So what's the big deal for the rest of us? (Score:5, Interesting)
I'm not a cryptographer, just a nerdy engineer, but let me explain my rationale: a hash algorithm takes an arbitrary message and generates a fixed-length signature that has a high probability (10**50 or better for most modern algorithms) of being the original.
Let's assume that your hash algorithm generates a 128-bit hash. Anyone who knows anything about probability can see that is the original message is greater than 128 bits, there MUST be more than one message that will generate the same hash. For long messages, there may be thousands or millions of messages out of a filed of 10**50 (or better) that have the same hash, although many of them will be meaningless garbage.
So SHA-1 has been broken by a group of cryptographers/mathematicians. Does this really mean that they can generate can alter any message in a way that will generate the same hash as the original, thus fooling the math that we use to validate content? No Way! I read Bruce Scheier's Cryptogram every month and he often makes the same argument.
So yes, this means that from a long-term systems security standpoint, we should all move to stronger hashes. Does it mean that SHA-1-based transactions are inherently secure right now?
I think not!
Re:So what's the big deal for the rest of us? (Score:5, Insightful)
(http://iabervon.org/~barkalow/ | Last Journal: Saturday May 31 2003, @02:01AM)
Essentially, don't sign anything that someone else has given you without changing it in some way, or your signature might also apply to some other document they have chosen.
Re:So what's the big deal for the rest of us? (Score:4, Informative)
Right, this is important.
Decent digital signature protocols (as opposed to just the algorithms) require that you hash more than just the document. For example, you might pick a small amount of random data ("salt"), add that to the message, hash the combination and sign that. You then put the salt in the signature packet so that your signature can be verified.
OpenPGP, for example, requires that certain signature subpackets be part of the hash, such as the signature creation time. It probably should require random salt.
Re:So what's the big deal for the rest of us? (Score:4, Informative)
(Last Journal: Wednesday March 10 2004, @01:38AM)
Let's say someone trusts a digital signature, signed with SHA-1, to the point of allowing money to be predicated on the validity of this signature.
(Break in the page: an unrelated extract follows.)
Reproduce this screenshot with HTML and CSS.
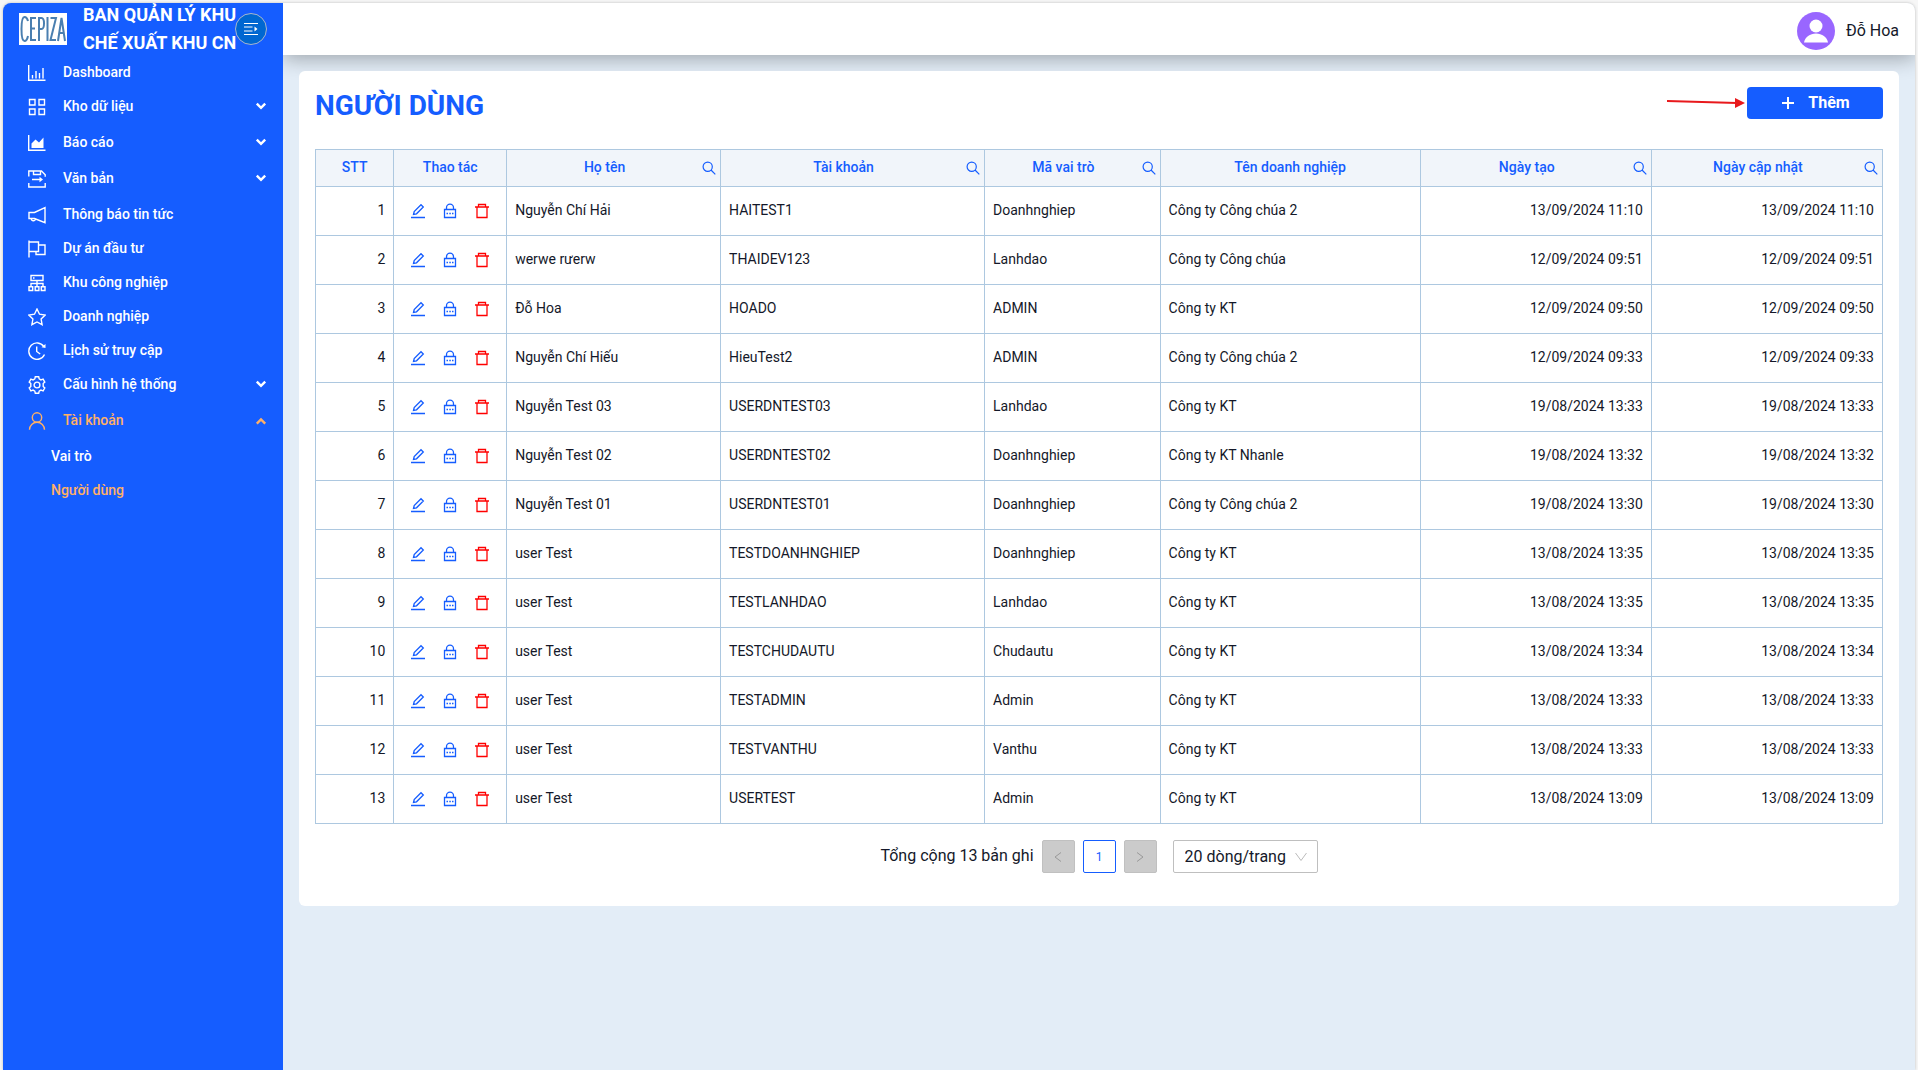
FILE: index.html
```html
<!DOCTYPE html>
<html lang="vi">
<head>
<meta charset="utf-8">
<title>Người dùng</title>
<link rel="stylesheet" href="styles.css">
</head>
<body>
<svg class="sprite" aria-hidden="true">
  <symbol id="i-bar" viewBox="0 0 18 18"><path d="M.7 1v15.300H17.500M4.500 11v3.500M8 7v7.500M11.500 9v5.500M15 4v10.500"/></symbol>
  <symbol id="i-grid" viewBox="0 0 18 18"><path d="M1.500 1.500h5.500v5.500h-5.500zM11 1.500h5.500v5.500h-5.500zM1.500 11h5.500v5.500h-5.500zM11 11h5.500v5.500h-5.500z"/></symbol>
  <symbol id="i-area" viewBox="0 0 18 18"><path d="M.7 1v15.300H17.500"/><path class="solid" d="M3.500 14V9.500L7.500 5.500l3.500 3 4.500-5V14z"/></symbol>
  <symbol id="i-doc" viewBox="0 0 18 18"><path d="M.8 6.500V1h12.700l3.700 3.700v2M5.500 1v3.500h7V1M.8 13v4h16.400v-4M4 9.500h9"/><path class="solid" d="M11.500 6.800l3.500 2.700-3.500 2.700z"/></symbol>
  <symbol id="i-horn" viewBox="0 0 18 18"><path d="M17 1.500v15.200L6.500 12.500H1v-6h5.500zM3.200 12.700a2.200 2.200 0 0 0 4.200.8"/></symbol>
  <symbol id="i-flag" viewBox="0 0 18 18"><path d="M1 .5V17.500M1 2h9.500v9.500H1M10.500 5H17v9.500H8v-3"/></symbol>
  <symbol id="i-cluster" viewBox="0 0 18 18"><path d="M3 1.500h12v5H3zM9 6.500v6M3 12.500V9.500h12v3M1 12.700h3.700v3.800H1zM7.200 12.700h3.700v3.800H7.200zM13.300 12.700H17v3.800h-3.700zM5 4h1.500"/></symbol>
  <symbol id="i-star" viewBox="0 0 18 18"><path d="M9 1l2.500 5.200 5.700.8-4.100 4 1 5.700L9 14l-5.100 2.700 1-5.700-4.100-4 5.700-.8z"/></symbol>
  <symbol id="i-history" viewBox="0 0 18 18"><path d="M15.800 4.500a8.200 8.200 0 1 0 .7 8M8.700 4.500v5l3.500 2.500"/><path class="solid" d="M17.500 2v4l-4-.8z"/></symbol>
  <symbol id="i-gear" viewBox="0 0 18 18"><path d="M7.300.8h3.400l.5 2.100 1.700 1 2.200-.8 1.700 3-1.600 1.500v2.800l1.600 1.500-1.700 3-2.200-.8-1.700 1-.5 2.100H7.300l-.5-2.100-1.700-1-2.200.8-1.700-3 1.600-1.500V7.600L1.200 6.100l1.700-3 2.200.8 1.700-1z"/><circle cx="9" cy="9" r="2.900"/></symbol>
  <symbol id="i-user" viewBox="0 0 18 18"><circle cx="9" cy="5.500" r="4.700"/><path d="M1.500 17.700a7.500 7.500 0 0 1 15 0"/></symbol>
  <symbol id="i-down" viewBox="0 0 10 10"><path d="M1.500 3L5 6.500 8.500 3"/></symbol>
  <symbol id="i-up" viewBox="0 0 10 10"><path d="M1.500 8L5 4.500 8.500 8"/></symbol>
  <symbol id="i-search" viewBox="0 0 14 14"><circle cx="5.700" cy="5.700" r="4.600"/><path d="M9 9l4.300 4.300"/></symbol>
  <symbol id="i-edit" viewBox="0 0 16 16"><path d="M1 14.500h14M3.500 11.500l.7-3L11 1.700l2.300 2.300-6.800 6.800z"/></symbol>
  <symbol id="i-lock" viewBox="0 0 16 16"><path d="M2.500 6.500h11v8h-11zM4.500 6.500V4.700a3.500 3.500 0 0 1 7 0v1.800M4.500 10.500h1.500M7.300 10.500h1.500M10 10.500h1.500"/></symbol>
  <symbol id="i-trash" viewBox="0 0 16 16"><path d="M1 4h14M4.500 4V1.500h7V4M3 4v10.500h10V4"/></symbol>
</svg>
<div class="frame">
  <aside class="sidebar">
    <div class="brand">
      <svg class="logo" viewBox="0 0 48 32" role="img" aria-label="CEPIZA"><rect width="48" height="32" fill="#fff"/><g fill="none" stroke="#4a7fb0" stroke-width="2"><path d="M9 8Q8 4 5.500 4Q2.500 4 2.500 16T5.500 28Q8 28 9 23M17 5h-5v22h5M12 15.500h4M20 28V5h2.500q2.500 0 2.500 5.500T22.500 16H20M28.500 4v24M31.500 5h5.500L31.500 27H37M39 28l3.500-23L46 28M40 20h5"/></g></svg>
      <p class="brand-name">BAN QUẢN LÝ KHU CHẾ XUẤT KHU CN</p>
      <button class="toggle" aria-label="Thu gọn menu"><svg viewBox="0 0 16 16"><path d="M1 2.500h14M1 6h8.500M1 10h8.500M1 13.500h14"/><path class="solid" d="M11.500 5.500v5L14.500 8z"/></svg></button>
    </div>
    <nav>
      <ul class="menu">
        <li><a href="#"><svg class="icon"><use href="#i-bar"/></svg>Dashboard</a></li>
        <li class="group"><a href="#"><svg class="icon"><use href="#i-grid"/></svg>Kho dữ liệu<svg class="caret"><use href="#i-down"/></svg></a></li>
        <li class="group"><a href="#"><svg class="icon"><use href="#i-area"/></svg>Báo cáo<svg class="caret"><use href="#i-down"/></svg></a></li>
        <li class="group"><a href="#"><svg class="icon"><use href="#i-doc"/></svg>Văn bản<svg class="caret"><use href="#i-down"/></svg></a></li>
        <li><a href="#"><svg class="icon"><use href="#i-horn"/></svg>Thông báo tin tức</a></li>
        <li><a href="#"><svg class="icon"><use href="#i-flag"/></svg>Dự án đầu tư</a></li>
        <li><a href="#"><svg class="icon"><use href="#i-cluster"/></svg>Khu công nghiệp</a></li>
        <li><a href="#"><svg class="icon"><use href="#i-star"/></svg>Doanh nghiệp</a></li>
        <li><a href="#"><svg class="icon"><use href="#i-history"/></svg>Lịch sử truy cập</a></li>
        <li class="group"><a href="#"><svg class="icon"><use href="#i-gear"/></svg>Cấu hình hệ thống<svg class="caret"><use href="#i-down"/></svg></a></li>
        <li class="group"><a href="#" class="active"><svg class="icon"><use href="#i-user"/></svg>Tài khoản<svg class="caret"><use href="#i-up"/></svg></a></li>
      </ul>
      <ul class="menu submenu">
        <li><a href="#">Vai trò</a></li>
        <li><a href="#" class="active">Người dùng</a></li>
      </ul>
    </nav>
  </aside>
  <div class="content">
    <header class="topbar">
      <svg class="avatar" viewBox="0 0 38 38"><circle cx="19" cy="19" r="19" fill="#9966ff"/><circle cx="19" cy="14" r="6.500" fill="#fff"/><path d="M7 30.500C8 25 13 21.500 19 21.500S30 25 31 30.500z" fill="#fff"/></svg>
      <span>Đỗ Hoa</span>
    </header>
    <main class="card">
      <div class="card-head">
        <h1>NGƯỜI DÙNG</h1>
        <svg class="arrow" viewBox="0 0 78 12" aria-hidden="true"><path d="M0 4l70 2" stroke="#e8191c" stroke-width="2"/><path d="M68 1v10l10-5z" fill="#e8191c" stroke="none"/></svg>
        <button class="add"><svg viewBox="0 0 12 12"><path d="M6 0v12M0 6h12"/></svg>Thêm</button>
      </div>
      <table>
        <colgroup><col class="c-no"><col class="c-act"><col class="c-name"><col class="c-acc"><col class="c-role"><col class="c-org"><col class="c-date"><col class="c-date"></colgroup>
        <thead><tr><th>STT</th><th>Thao tác</th><th class="find">Họ tên</th><th class="find">Tài khoản</th><th class="find">Mã vai trò</th><th>Tên doanh nghiệp</th><th class="find">Ngày tạo</th><th class="find">Ngày cập nhật</th></tr></thead>
        <tbody id="rows"></tbody>
      </table>
      <div class="pager">
        <span class="total">Tổng cộng 13 bản ghi</span>
        <button class="page" disabled aria-label="Trang trước"><svg viewBox="0 0 12 12"><path d="M9 1.500L3 6l6 4.500"/></svg></button>
        <button class="page current">1</button>
        <button class="page" disabled aria-label="Trang sau"><svg viewBox="0 0 12 12"><path d="M3 1.500L9 6l-6 4.500"/></svg></button>
        <div class="size">
          <select aria-label="Số dòng mỗi trang"><option>20 dòng/trang</option></select>
          <svg viewBox="0 0 12 12"><path d="M.5 2L6 9.500 11.500 2"/></svg>
        </div>
      </div>
    </main>
  </div>
</div>
<script src="app.js"></script>
</body>
</html>
```
FILE: styles.css
```css
* { box-sizing: border-box; }
body { margin: 0; padding: 3px 3px 0; min-height: 100vh; display: flex; background: #f6f6f6; color: #141829; font: 14px/22px Roboto, "Noto Sans", sans-serif; }
p, h1, ul { margin: 0; padding: 0; }
button { font: inherit; cursor: pointer; }
svg { fill: none; stroke: currentColor; flex: none; }
.solid { fill: currentColor; stroke: none; }
.sprite { position: absolute; width: 0; height: 0; }

.frame { flex: 1; display: flex; border-radius: 8px 8px 0 0; overflow: hidden; background: #e3edf7; box-shadow: 0 0 3px #bbb; }

.sidebar { position: relative; z-index: 1; width: 280px; flex: none; background: #155dff; color: #fff; }
.brand { height: 52px; display: flex; align-items: center; padding: 0 16px; }
.logo { width: 48px; height: 32px; stroke: none; margin-right: 16px; }
.brand-name { width: 160px; font-size: 18px; line-height: 28px; font-weight: 700; }
.toggle { width: 32px; height: 32px; flex: none; display: grid; place-items: center; margin-left: -8px; padding: 0; border: 1px solid #a9b6cc; border-radius: 50%; background: #0067d1; color: #fff; }
.toggle svg { width: 16px; height: 16px; }

.menu { list-style: none; }
.menu a { display: flex; align-items: center; height: 34px; padding: 0 16px 0 25px; color: #fff; font-weight: 500; text-decoration: none; }
.menu a.active { color: #ffb066; }
.group { margin-bottom: 2px; }
.icon { width: 18px; height: 18px; margin: 2px 17px 0 0; stroke-width: 1.4; }
.caret { width: 12px; height: 12px; margin-left: auto; stroke-width: 2; }
.submenu a { padding-left: 48px; }

.content { flex: 1; min-width: 0; }
.topbar { height: 52px; display: flex; align-items: center; justify-content: flex-end; gap: 11px; padding: 4px 16px 0; background: #fff; font-size: 16px; box-shadow: 0 4px 20px rgba(0, 0, 0, .3); }
.avatar { width: 38px; height: 38px; stroke: none; }

.card { position: relative; margin: 16px; padding: 16px 16px 33px; border-radius: 6px; background: #fff; }
.card-head { display: flex; align-items: flex-start; height: 62px; }
h1 { flex: 1; font-size: 28px; line-height: 38px; font-weight: 700; color: #155dff; }
.arrow { width: 78px; height: 12px; margin: 10px 2px 0 0; }
.add { width: 136px; height: 32px; display: flex; align-items: center; justify-content: center; gap: 14px; padding: 0 0 0 2px; border: 0; border-radius: 4px; background: #155dff; color: #fff; font-size: 16px; font-weight: 700; }
.add svg { width: 12px; height: 12px; stroke-width: 2; }

table { width: 100%; table-layout: fixed; border-collapse: collapse; }
.c-no { width: 5%; }
.c-act { width: 7.2%; }
.c-name { width: 13.65%; }
.c-acc { width: 16.85%; }
.c-role { width: 11.2%; }
.c-org { width: 16.6%; }
.c-date { width: 14.75%; }
th, td { border: 1px solid #adc8e0; padding: 0 8px 2px; text-align: left; }
th { height: 37px; background: #f1f5fa; color: #155dff; font-weight: 500; text-align: center; }
td { height: 49px; }
.num { text-align: right; }
.label { display: flex; align-items: center; }
.label span { flex: 1; }
.label button, .actions button { display: grid; padding: 0; border: 0; background: none; color: #155dff; }
.label button { margin-top: 2px; }
.label svg { width: 14px; height: 14px; stroke-width: 1.2; }
th.find { padding: 0 4px 2px 0; }
.tools { padding-bottom: 0; }
.actions { display: flex; justify-content: center; gap: 16px; }
.actions svg { width: 16px; height: 16px; stroke-width: 1.3; }
.actions .delete { color: #ff0000; }

.pager { display: flex; align-items: center; justify-content: center; margin-top: 16px; font-size: 16px; }
.total { margin-right: 8px; padding-bottom: 2px; }
.page { width: 33px; height: 33px; margin-right: 8px; display: grid; place-items: center; padding: 0; border: 1px solid #155dff; border-radius: 2px; background: #fff; color: #155dff; font-size: 12px; }
.page:disabled { background: #cbcbcb; border-color: #c0c0c0; color: #999; }
.page svg { width: 12px; height: 12px; }
.size { display: grid; align-items: center; margin-left: 8px; }
.size select, .size svg { grid-area: 1 / 1; }
.size select { width: 145px; height: 33px; padding: 0 11px; appearance: none; border: 1px solid #bfbfbf; border-radius: 2px; background: #fff; color: inherit; font: inherit; }
.size svg { width: 12px; height: 12px; margin-right: 11px; justify-self: end; color: #bbb; pointer-events: none; }
```
FILE: app.js
```js
const users = [
  ["Nguyễn Chí Hải", "HAITEST1", "Doanhnghiep", "Công ty Công chúa 2", "13/09/2024 11:10"],
  ["werwe rưerw", "THAIDEV123", "Lanhdao", "Công ty Công chúa", "12/09/2024 09:51"],
  ["Đỗ Hoa", "HOADO", "ADMIN", "Công ty KT", "12/09/2024 09:50"],
  ["Nguyễn Chí Hiếu", "HieuTest2", "ADMIN", "Công ty Công chúa 2", "12/09/2024 09:33"],
  ["Nguyễn Test 03", "USERDNTEST03", "Lanhdao", "Công ty KT", "19/08/2024 13:33"],
  ["Nguyễn Test 02", "USERDNTEST02", "Doanhnghiep", "Công ty KT Nhanle", "19/08/2024 13:32"],
  ["Nguyễn Test 01", "USERDNTEST01", "Doanhnghiep", "Công ty Công chúa 2", "19/08/2024 13:30"],
  ["user Test", "TESTDOANHNGHIEP", "Doanhnghiep", "Công ty KT", "13/08/2024 13:35"],
  ["user Test", "TESTLANHDAO", "Lanhdao", "Công ty KT", "13/08/2024 13:35"],
  ["user Test", "TESTCHUDAUTU", "Chudautu", "Công ty KT", "13/08/2024 13:34"],
  ["user Test", "TESTADMIN", "Admin", "Công ty KT", "13/08/2024 13:33"],
  ["user Test", "TESTVANTHU", "Vanthu", "Công ty KT", "13/08/2024 13:33"],
  ["user Test", "USERTEST", "Admin", "Công ty KT", "13/08/2024 13:09"],
];

const action = (cls, label, icon) =>
  `<button class="${cls}" aria-label="${label}"><svg><use href="#${icon}"/></svg></button>`;

document.getElementById("rows").innerHTML = users.map(([name, account, role, org, date], i) => `
  <tr>
    <td class="num">${i + 1}</td>
    <td class="tools"><div class="actions">${action("edit", "Sửa", "i-edit")}${action("lock", "Đổi mật khẩu", "i-lock")}${action("delete", "Xóa", "i-trash")}</div></td>
    <td>${name}</td><td>${account}</td><td>${role}</td><td>${org}</td>
    <td class="num">${date}</td><td class="num">${date}</td>
  </tr>`).join("");

document.querySelectorAll("th.find").forEach((th) => {
  th.innerHTML = `<div class="label"><span>${th.textContent}</span>${action("search", "Tìm kiếm", "i-search")}</div>`;
});
```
If the message is signed and valid, the payer pays the payee $X dollars, where X is some very large amount.
Message #1 is generated and sent. It validates.
The money is paid. At which point the payee produces a second message which hashes the same as the first but claims to be turning down the deal, or modifying the terms of the deal s.t. they don't have to do anything to earn that money, and they claim that's what was actually sent.
This is a problem, since the break apparently allows the construction of two (relatively) arbitrary message sequences that hash to the same value, which is an easier and much different problem from constructing an arbitrary message that hashes the same as a pre-existing message.
Unfortunately the SHA series seems to be suspect (Score:5, Interesting)
(http://slashdot.org/ | Last Journal: Saturday November 03, @04:58AM)
If this definite break is confirmed, I think we will need to conclude that the entire family is suspect for any genuinely important purpose.
There are a bunch of hashing algorithms on the Hashing Function Lounge that are listed as having no known attacks. At present, the most widespread is Whirlpool. I think it likely that one of these will replace SHA as the hashing function of choice in major cryptographic areas.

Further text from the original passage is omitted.